Avoidance of Deduction Phase-outs: The OB3 added a couple of new income tax deductions, such as the $6,000 senior deduction (erroneous referred to by the President as “tax-free Social Security”) and the deduction for earned tip income. However, both of these new income tax deductions are phased-out as the earner’s adjusted gross income (AGI) increases for the year. Accordingly, if a QCD is used to ‘soak up’ the donor’s RMD for the year, that RMD will not increase the donor’s AGI, thus making it easier for the donor to claim one of these new income tax deductions (which can be claimed whether or not the donor itemizes his/her income tax deductions.)

Itemized Charitable Deduction “Haircut:” The OB3 also introduced a new limitation to itemized charitable income tax deductions. It adds a 0.5% AGI floor that non-QCD charitable contributions now face before that contribution counts as an itemized charitable income tax deduction.

Example 1 : Ira reports $500,000 as his adjusted gross income in 2026. Ira makes a charitable gift to his favorite charity. Ira is age 70 ½. Ira writes a check for $10,000 to his favorite charity. Because of the OB3’s 0.5% AGI floor for any itemized charitable tax contribution, the first $2,500 of Ira’s charitable gift in 2026 will not be deductible by him [0.5% X $500,000 AGI= $2,500.] Ira will only be able to claim $7,500 as an itemized charitable deduction on his 2026 income tax return, which offsets his reported AGI for 2026 by $7,500.
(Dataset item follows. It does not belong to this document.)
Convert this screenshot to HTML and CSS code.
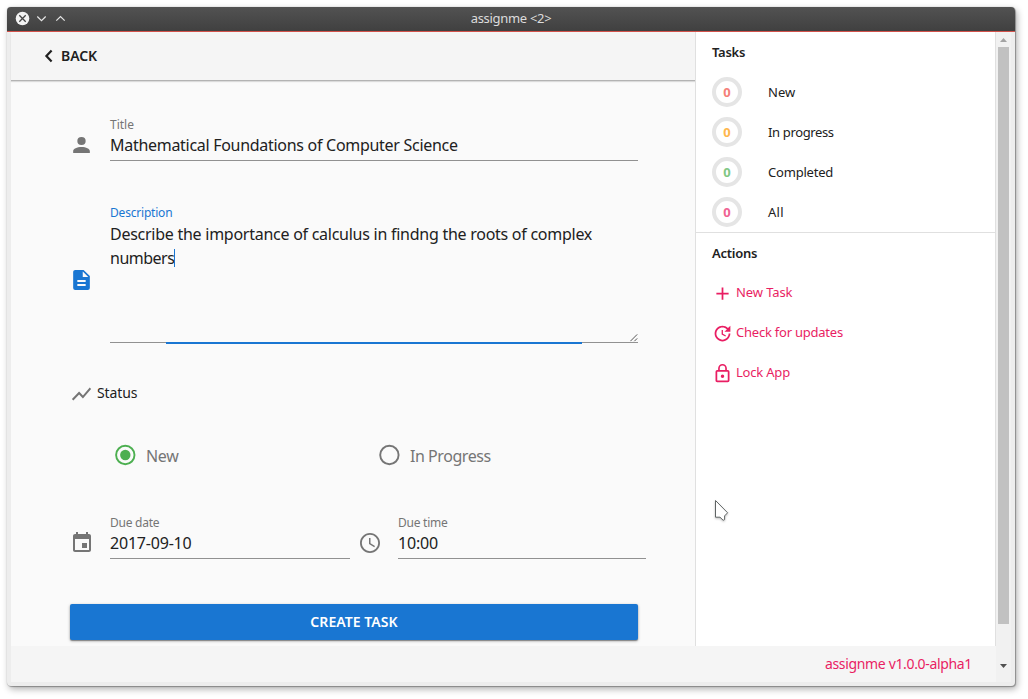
FILE: index.html
```html
<!DOCTYPE html>
<html lang="en">
<head>
<meta charset="utf-8">
<title>assignme</title>
<link rel="stylesheet" href="styles.css">
</head>
<body>
<div class="window">
  <div class="titlebar">
    <svg class="window-controls" width="60" height="24" viewBox="0 0 60 24">
      <circle cx="11.5" cy="11.5" r="6.8" fill="#f2f2f2"/>
      <path d="M8.3 8.3l6.4 6.4M14.7 8.3l-6.4 6.4" stroke="#444" stroke-width="1.3" fill="none"/>
      <path d="M26.3 9.5l4.2 4.2 4.2-4.2M45.3 13.7l4.2-4.2 4.2 4.2" stroke="#e6e6e6" stroke-width="1.2" fill="none"/>
    </svg>
    <span class="window-title">assignme &lt;2&gt;</span>
  </div>
  <div class="frame">
    <div class="app">
      <div class="columns">
        <main class="main">
          <header class="toolbar">
            <svg width="9" height="14" viewBox="0 0 9 14"><path d="M7.6 1.5L2.4 7l5.2 5.5" fill="none" stroke="#212121" stroke-width="2.2"/></svg>
            <span class="back">BACK</span>
          </header>
          <form class="form">
            <div class="row row-title">
              <svg class="icon" viewBox="0 0 24 24" preserveAspectRatio="none"><path d="M12 4a4 4 0 1 1 0 8 4 4 0 0 1 0-8M12 14c4.42 0 8 1.79 8 4v2H4v-2c0-2.21 3.58-4 8-4z"/></svg>
              <div class="field">
                <label class="label">Title</label>
                <div class="value tight">Mathematical Foundations of Computer Science</div>
              </div>
            </div>
            <div class="row row-description">
              <svg class="icon active" viewBox="0 0 24 24" preserveAspectRatio="none"><path fill-rule="evenodd" d="M6 2h8l6 6v12a2 2 0 0 1-2 2H6a2 2 0 0 1-2-2V4c0-1.1.9-2 2-2zM13.2 3.6V9h5.3zM8 12v2h8v-2zM8 16v2h8v-2z"/></svg>
              <div class="field focused">
                <label class="label">Description</label>
                <div class="value textarea tight">Describe the importance of calculus in findng the roots of complex<br><span class="last-word">numbers</span><span class="caret"></span></div>
                <svg class="resizer" width="8" height="8" viewBox="0 0 8 8"><path d="M.4 7.2L7.2.4M4.4 7.2l2.8-2.8" stroke="#555" stroke-width="1" fill="none"/></svg>
              </div>
            </div>
            <div class="status">
              <svg width="23" height="24" viewBox="0 0 24 24" preserveAspectRatio="none"><path fill="#757575" d="M3.5 18.49l6-6.01 4 4L22 6.92l-1.41-1.41-7.09 7.97-4-4L2 16.99z"/></svg>
              <span>Status</span>
            </div>
            <div class="radios">
              <div class="radio">
                <svg width="24" height="24" viewBox="0 0 24 24"><circle cx="12.3" cy="12" r="9.2" fill="none" stroke="#4caf50" stroke-width="1.9"/><circle cx="12.3" cy="12" r="5.2" fill="#4caf50"/></svg>
                <span class="new-option">New</span>
              </div>
              <div class="radio">
                <svg width="24" height="24" viewBox="0 0 24 24"><circle cx="12.4" cy="12" r="9.2" fill="none" stroke="#757575" stroke-width="1.9"/></svg>
                <span class="progress-option">In Progress</span>
              </div>
            </div>
            <div class="due">
              <div class="row row-date">
                <svg class="icon" viewBox="0 0 24 24"><path d="M17 12h-5v5h5v-5zM16 1v2H8V1H6v2H5c-1.11 0-1.99.9-1.99 2L3 19c0 1.1.89 2 2 2h14c1.1 0 2-.9 2-2V5c0-1.1-.9-2-2-2h-1V1h-2zm3 18H5V8h14v11z"/></svg>
                <div class="field">
                  <label class="label due-label">Due date</label>
                  <div class="value digits">2017-09-10</div>
                </div>
              </div>
              <div class="row row-time">
                <svg class="icon" viewBox="0 0 24 24"><path d="M11.99 2C6.47 2 2 6.48 2 12s4.47 10 9.99 10C17.52 22 22 17.52 22 12S17.52 2 11.99 2zM12 20.2a8.2 8.2 0 1 1 0-16.4 8.2 8.2 0 0 1 0 16.4zM12.5 7H11v6l5.25 3.15.75-1.23-4.5-2.67z"/></svg>
                <div class="field">
                  <label class="label due-label">Due time</label>
                  <div class="value digits">10:00</div>
                </div>
              </div>
            </div>
            <button class="submit" type="button">CREATE TASK</button>
          </form>
        </main>
        <aside class="sidebar">
          <section class="tasks">
            <h2 class="heading">Tasks</h2>
            <div class="task"><span class="count red">0</span><span>New</span></div>
            <div class="task"><span class="count orange">0</span><span class="progress-name">In progress</span></div>
            <div class="task"><span class="count green">0</span><span class="completed-name">Completed</span></div>
            <div class="task"><span class="count pink">0</span><span class="all-name">All</span></div>
          </section>
          <section class="actions">
            <h2 class="heading">Actions</h2>
            <a class="action"><svg viewBox="0 0 24 24"><path d="M19 13h-6v6h-2v-6H5v-2h6V5h2v6h6z"/></svg><span>New Task</span></a>
            <a class="action"><svg viewBox="0 0 24 24"><path d="M21 10.12h-6.78l2.74-2.82c-2.73-2.7-7.15-2.8-9.88-.1-2.73 2.71-2.73 7.08 0 9.79s7.15 2.71 9.88 0C18.32 15.65 19 14.08 19 12.1h2c0 1.98-.88 4.55-2.64 6.29-3.51 3.48-9.21 3.48-12.72 0-3.5-3.47-3.53-9.11-.02-12.58s9.14-3.47 12.65 0L21 3v7.12zM12.5 8v4.25l3.5 2.08-.72 1.21L11 13V8h1.5z"/></svg><span class="updates-name">Check for updates</span></a>
            <a class="action"><svg viewBox="0 0 24 24"><path d="M12 17a2 2 0 1 0 0-4 2 2 0 0 0 0 4zM18 8h-1V6A5 5 0 0 0 7 6v2H6a2 2 0 0 0-2 2v10c0 1.1.9 2 2 2h12a2 2 0 0 0 2-2V10a2 2 0 0 0-2-2zM8.9 6a3.1 3.1 0 0 1 6.2 0v2H8.9zM18 20H6V10h12z"/></svg><span class="lock-name">Lock App</span></a>
          </section>
        </aside>
      </div>
      <footer class="footer">assignme v1.0.0-alpha1</footer>
    </div>
    <div class="scrollbar">
      <svg width="15" height="15" viewBox="0 0 15 15"><path d="M4 10l3.5-4 3.5 4z" fill="#a3a3a3"/></svg>
      <div class="thumb"></div>
      <svg width="15" height="15" viewBox="0 0 15 15"><path d="M4 5l3.5 4L11 5z" fill="#505050"/></svg>
    </div>
  </div>
</div>
<svg class="pointer" width="18" height="26" viewBox="0 0 18 26"><path d="M2.5 2.5V19.2H7L10.2 22.3 11.6 21.6V17.9L14.6 14.8Z" fill="#fff" stroke="#5f6464" stroke-width="1"/></svg>
</body>
</html>
```
FILE: styles.css
```css
* { box-sizing: border-box; }

body {
  margin: 0;
  width: 1028px;
  height: 699px;
  padding: 7px 13px 13px 7px;
  overflow: hidden;
  background: #fff;
  color: #212121;
  font-family: "Noto Sans", "Open Sans", sans-serif;
}

svg { display: block; flex: none; }

.window {
  display: flex;
  flex-direction: column;
  width: 1008px;
  height: 679px;
  border-radius: 4px;
  background: #ededed;
  box-shadow: 0 0 1px #999, 1px 1px 1px rgba(0, 0, 0, .3), 2px 3px 7px rgba(0, 0, 0, .32);
}

.titlebar {
  display: grid;
  grid-template-columns: 60px 1fr 60px;
  height: 25px;
  padding: 0 4px;
  border-bottom: 1px solid #d2524b;
  border-radius: 4px 4px 0 0;
  background: linear-gradient(#525252, #404040);
}

.window-title {
  color: #dcdcdc;
  font-size: 13px;
  line-height: 23px;
  letter-spacing: -.3px;
  text-align: center;
}

.frame {
  display: flex;
  flex: 1;
  padding: 0 4px 4px;
}

.app {
  display: flex;
  flex-direction: column;
  width: 985px;
  height: 650px;
}

.columns { display: flex; height: 614px; }

.main { width: 684px; background: #fafafa; }

.toolbar {
  display: flex;
  align-items: center;
  gap: 8px;
  height: 48px;
  padding-left: 33px;
  background: #f5f5f5;
  box-shadow: 0 1px 0 #b3b3b3, 0 2px 1px rgba(0, 0, 0, .12);
}

.back { padding-bottom: 2px; font-size: 14px; font-weight: 600; letter-spacing: -.1px; }

.form { padding: 36px 0 0 59px; }

.row { display: grid; grid-template-columns: 25px 1fr; column-gap: 15px; }
.row-title { width: 568px; }

.icon { width: 25px; height: 24px; fill: #757575; }
.icon.active { fill: #1976d2; }
.row-title .icon { margin: 17px 0 0 -1px; }
.row-description .icon { margin: 64px 0 0 -1px; }

.field { position: relative; border-bottom: 1px solid #919191; }
.label {
  display: block;
  height: 16px;
  color: #757575;
  font-size: 12px;
  line-height: 18px;
}
.value { height: 24px; margin: 1px 0 3px; font-size: 16px; line-height: 24px; white-space: nowrap; }
.tight { letter-spacing: -.29px; }
.digits { letter-spacing: -.2px; }
.due-label { letter-spacing: -.25px; }

.row-description { width: 568px; margin-top: 43px; }
.focused .label { color: #1976d2; letter-spacing: -.2px; }
.value.textarea { height: 118px; margin: 2px 0; letter-spacing: -.26px; }
.last-word { letter-spacing: -.5px; }

/* Focus line growing out from the centre */
.focused::after {
  content: "";
  position: absolute;
  left: 56px;
  right: 56px;
  bottom: -2px;
  height: 2px;
  background: #1976d2;
}

.caret {
  display: inline-block;
  width: 1px;
  height: 18px;
  background: #1976d2;
  vertical-align: -3px;
}

.resizer { position: absolute; right: 0; bottom: 0; }

.status {
  display: flex;
  align-items: center;
  gap: 4px;
  height: 24px;
  margin-top: 38px;
  font-size: 14px;
  letter-spacing: -.1px;
}
.status svg { margin-top: 2px; }
.status span { line-height: 24px; }

.radios {
  display: grid;
  grid-template-columns: 264px 264px;
  margin: 38px 0 0 43px;
}
.radio { display: flex; gap: 9px; color: #757575; font-size: 16px; line-height: 26px; }
.new-option { letter-spacing: -.3px; }
.progress-option { letter-spacing: -.45px; }

.due { display: flex; margin-top: 45px; gap: 8px; }
.due .icon { width: 24px; margin: 17px 0 0; }
.row-date { width: 280px; }
.row-time { width: 288px; }
.row-time .icon { margin: 17px 0 0 -.5px; }
.row-date .icon { margin-left: -.5px; }

.submit {
  display: block;
  width: 568px;
  height: 36px;
  margin-top: 45px;
  padding: 0;
  border: 0;
  border-radius: 2px;
  background: #1976d2;
  box-shadow: 0 1px 3px rgba(0, 0, 0, .35), 0 1px 1px rgba(0, 0, 0, .3);
  color: #fff;
  font: 600 14px/36px "Noto Sans", sans-serif;
  letter-spacing: .05px;
}

.sidebar {
  width: 301px;
  border: solid #e0e0e0;
  border-width: 0 1px;
  background: #fff;
}

.tasks { height: 201px; border-bottom: 1px solid #e0e0e0; }

.heading {
  height: 40px;
  margin: 0;
  padding-left: 16px;
  font-size: 13px;
  font-weight: 600;
  line-height: 40px;
  letter-spacing: -.25px;
}

.actions .heading { height: 39px; }

.task {
  display: grid;
  grid-template-columns: 30px 1fr;
  column-gap: 26px;
  align-items: center;
  height: 40px;
  padding-left: 16px;
  font-size: 13px;
}
.count {
  height: 30px;
  border: 4px solid #e5e5e5;
  border-radius: 50%;
  font-weight: 700;
  line-height: 22px;
  text-align: center;
}
.red { color: #f58078; }
.orange { color: #ffb74d; }
.green { color: #81c784; }
.pink { color: #f06292; }
.progress-name { letter-spacing: -.36px; }
.completed-name { letter-spacing: -.2px; }
.all-name { letter-spacing: .3px; }

.action {
  display: flex;
  align-items: center;
  gap: 3px;
  height: 40px;
  padding-left: 16px;
  color: #e91e63;
  font-size: 13px;
  letter-spacing: -.1px;
}
.action svg { width: 21px; height: 21px; margin-top: 2px; fill: #e91e63; }
.updates-name { letter-spacing: -.23px; }
.lock-name { letter-spacing: -.2px; }

.footer {
  height: 36px;
  padding-right: 24px;
  background: #f5f5f5;
  color: #e91e63;
  font-size: 14px;
  line-height: 36px;
  letter-spacing: -.34px;
  text-align: right;
}

.scrollbar { width: 15px; height: 650px; background: #f1f1f1; }
.thumb { width: 11px; height: 577px; margin: 0 2px 41px; background: #c1c1c1; }
.scrollbar svg:last-child { margin-top: -6px; }

.pointer {
  position: absolute;
  left: 713px;
  top: 498px;
  filter: drop-shadow(0 1px 1px rgba(0, 0, 0, .25));
}
```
Example 2: Beverly reports $500,000 as her adjusted gross income in 2026.  Beverly is age 70 ½. Beverly makes her $10,000 gift to charity as a QCD using her traditional IRA as the source of the gift. Beverly’s QCD is not affected by the OB3 0.5% AGI floor. As such, the $10,000 direct gift to the charity from Beverly’s IRA will reduce her AGI by the full $10,000 (not the $7,500 that Ira could claim as an itemized deduction.)

2/37th Itemized Deduction Limit: The OB3 also created another itemized deduction hurdle for those individuals in the 37% marginal federal income tax bracket. Individuals in the top 37% tax bracket actually will pay about a 2% net income tax rate on charitable contributions, which means that they will pay tax at the 37% rate but only reduce their taxable income by 35% because of this OB3 2/37th deduction limitation.

A QCD permits a wealthy individual in the 37% tax bracket who owns a traditional IRA to shift what would otherwise be taxable RMD income to a charity at no real cost to the donor.

Inherited IRAs: Dispelling some confusion, an individual who inherits an IRA is also eligible to make QCDs from that inherited IRA so long as he/she is age 70 ½, even if the inheritor is an eligible designated beneficiary (EDB) or a non-eligible designated beneficiary (NEDB.)

QCD Reporting Change: How a QCD is reported to the IRS recently changed. Previously QCDs were never separately reported on Form 1099-R. In the past, the tax preparer had to determine whether the charity qualified [under IRC 170(b)(1)(A)] and confirm that it was not a DAF, supporting organization, or a private foundation. Last year the IRS announced that a new Code Y (for box 7 on Form 1099-R) will be available for 2025 to identify all QCD transfers. In October 2025, the IRS announced that the use of Code Y was optional for 2025. However, reporting using Code Y does not relieve the IRA owner of the other requirements to claim a QCD. Code Y on Form 1099-R should, though, act as a helpful reminder to report the QCD correctly on the donor’s Form 1040.

Conclusion: With the OB3 there are now other good, tax-efficient reasons for an individual over the age of 70 ½ who owns a traditional IRA or an inherited IRA to use a QCD to carry out his/her charitable giving for the year.